Tecnici – Una specialità italiana, della Repubblica. L’Italia non ha mai amato i partiti politici, ma più nella Repubblica. Sempre a opera degli stessi, i liberali, che al fondo sono anarchici – talvolta “repubblicani”, cioè del Pri, un partito, a volte radicali, da ultimo, come sembra, Democratici. I liberali “non esistono” in Italia, ma per questo si vogliono radicali: non si è mai abbastanza liberali né liberi. Da qui l’invocazione del tecnico della politica. Un equivoco, che si trasforma in fucina dell’antipartito, dell’antipolitica, dell’antidemocrazia.
È lo stesso equivoco della “società civile”, quella dell’“Italia paese di merda”. Che non ha alcun titolo per dirlo, volendosi essa ammanicata e superiore.
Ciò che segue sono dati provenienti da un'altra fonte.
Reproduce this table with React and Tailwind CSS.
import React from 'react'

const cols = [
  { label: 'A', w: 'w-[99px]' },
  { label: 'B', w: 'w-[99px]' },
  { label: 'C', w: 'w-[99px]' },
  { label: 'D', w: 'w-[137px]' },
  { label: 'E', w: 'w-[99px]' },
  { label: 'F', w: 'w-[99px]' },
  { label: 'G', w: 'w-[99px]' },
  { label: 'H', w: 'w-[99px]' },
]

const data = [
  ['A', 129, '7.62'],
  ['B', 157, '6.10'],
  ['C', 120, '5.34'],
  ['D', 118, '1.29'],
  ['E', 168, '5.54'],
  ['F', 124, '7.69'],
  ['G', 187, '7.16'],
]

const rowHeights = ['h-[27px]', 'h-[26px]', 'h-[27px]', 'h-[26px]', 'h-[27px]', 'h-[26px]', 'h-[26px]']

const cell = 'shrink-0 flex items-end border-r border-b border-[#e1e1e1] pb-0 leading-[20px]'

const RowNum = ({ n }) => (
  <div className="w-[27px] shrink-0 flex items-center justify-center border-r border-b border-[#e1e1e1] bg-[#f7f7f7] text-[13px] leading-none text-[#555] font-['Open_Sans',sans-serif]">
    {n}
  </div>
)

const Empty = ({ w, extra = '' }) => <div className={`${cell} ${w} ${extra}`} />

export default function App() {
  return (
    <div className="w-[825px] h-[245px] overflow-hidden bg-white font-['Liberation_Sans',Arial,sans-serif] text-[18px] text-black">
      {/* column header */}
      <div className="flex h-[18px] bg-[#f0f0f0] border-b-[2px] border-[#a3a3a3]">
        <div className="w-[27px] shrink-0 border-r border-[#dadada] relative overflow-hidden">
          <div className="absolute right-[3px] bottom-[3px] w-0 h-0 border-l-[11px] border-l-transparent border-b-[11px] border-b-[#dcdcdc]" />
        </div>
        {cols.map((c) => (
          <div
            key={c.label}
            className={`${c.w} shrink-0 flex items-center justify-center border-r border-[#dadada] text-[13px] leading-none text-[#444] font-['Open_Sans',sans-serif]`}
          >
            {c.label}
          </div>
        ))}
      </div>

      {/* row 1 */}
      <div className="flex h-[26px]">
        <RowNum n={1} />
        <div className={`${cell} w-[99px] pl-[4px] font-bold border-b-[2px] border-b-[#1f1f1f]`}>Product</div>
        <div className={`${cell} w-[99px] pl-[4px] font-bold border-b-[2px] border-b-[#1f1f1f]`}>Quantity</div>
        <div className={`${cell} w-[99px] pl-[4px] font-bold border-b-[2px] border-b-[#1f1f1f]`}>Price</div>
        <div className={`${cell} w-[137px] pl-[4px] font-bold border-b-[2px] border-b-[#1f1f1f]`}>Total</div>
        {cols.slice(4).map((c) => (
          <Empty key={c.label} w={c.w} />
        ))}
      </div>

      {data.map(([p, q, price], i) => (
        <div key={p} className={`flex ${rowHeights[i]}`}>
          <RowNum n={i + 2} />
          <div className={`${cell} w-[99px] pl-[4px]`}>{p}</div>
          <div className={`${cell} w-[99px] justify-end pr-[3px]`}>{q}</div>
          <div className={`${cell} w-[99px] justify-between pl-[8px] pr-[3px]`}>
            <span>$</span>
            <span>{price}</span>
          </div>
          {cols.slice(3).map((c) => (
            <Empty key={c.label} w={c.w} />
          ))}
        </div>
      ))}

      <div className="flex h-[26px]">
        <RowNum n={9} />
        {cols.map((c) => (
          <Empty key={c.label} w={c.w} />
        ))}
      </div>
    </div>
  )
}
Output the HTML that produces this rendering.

Avida, in piccolo certo.
Il tecnico è la personificazione del governo platonico degli intellettuali. E dell’insofferenza di una storia senza stacchi. Senza cambiamento. Senza nemmeno processi o tagli netti nella guerra civile che pure c’è stata, solo vendette. Del trasformismo fin dall’inizio con Rattazzi. Di una liberazione che fu solo militare, opera degli Alleati. Di una Resistenza che politica e non militare, un adattamento alla sconfitta e all’8 settembre, e anzi accentuò i caratteri perversi, la vendetta, la faida, la violenza sregolata.